Preventing Secrets at the Source: Vault Integration

Scanning catches secrets that slip through. The long-term fix is making it impossible to hardcode secrets because they never exist as plaintext in the developer's environment. This means every application reads credentials from a secrets manager at runtime — not from .env files, not from environment variables baked into container images, and certainly not from source code.

In a Kubernetes environment, the canonical pattern is External Secrets Operator (ESO), which syncs secrets from Vault or AWS Secrets Manager into Kubernetes Secret objects that the pod consumes as environment variables or mounted files. The secret material never passes through the CI pipeline or the container image build.

# ExternalSecret manifest — syncs from AWS Secrets Manager into K8s Secret
apiVersion: external-secrets.io/v1beta1
kind: ExternalSecret
metadata:
  name: myapp-db-credentials
  namespace: production
spec:
  refreshInterval: 1h
  secretStoreRef:
    name: aws-secretsmanager
    kind: ClusterSecretStore
  target:
    name: myapp-db-credentials   # K8s Secret name created/updated by ESO
    creationPolicy: Owner
  data:
    - secretKey: DB_PASSWORD      # key in the K8s Secret
      remoteRef:
        key: production/myapp/db  # path in AWS Secrets Manager
        property: password        # JSON key within the secret

Shift-left secret detection in IDEs: Install the Gitleaks VS Code extension or the GitGuardian IDE plugin. Developers see secret detections inline as they type, before any commit is attempted. Combined with pre-commit hooks and CI scanning, this creates a three-layer pre-production defense that matches how Google and Meta operate internal secret governance.
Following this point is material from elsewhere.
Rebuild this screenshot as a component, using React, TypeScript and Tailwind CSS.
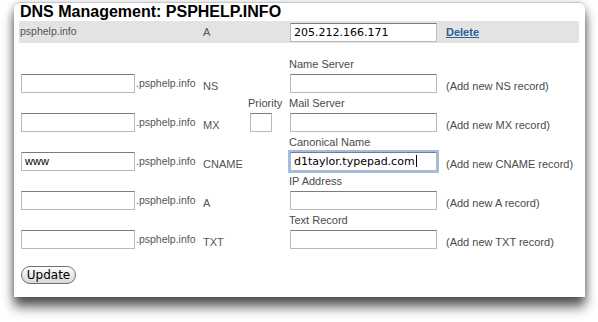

Secrets scanning is not a one-time audit — it is a continuously running control. The organizations that handle secrets well treat every credential as ephemeral: short-lived, automatically rotated, and never human-readable in production. The scanning layer exists not because the vault pattern failed, but because humans inevitably take shortcuts during incidents, debugging sessions, and local development. Your job is to make those shortcuts visible and correctable before they become breaches.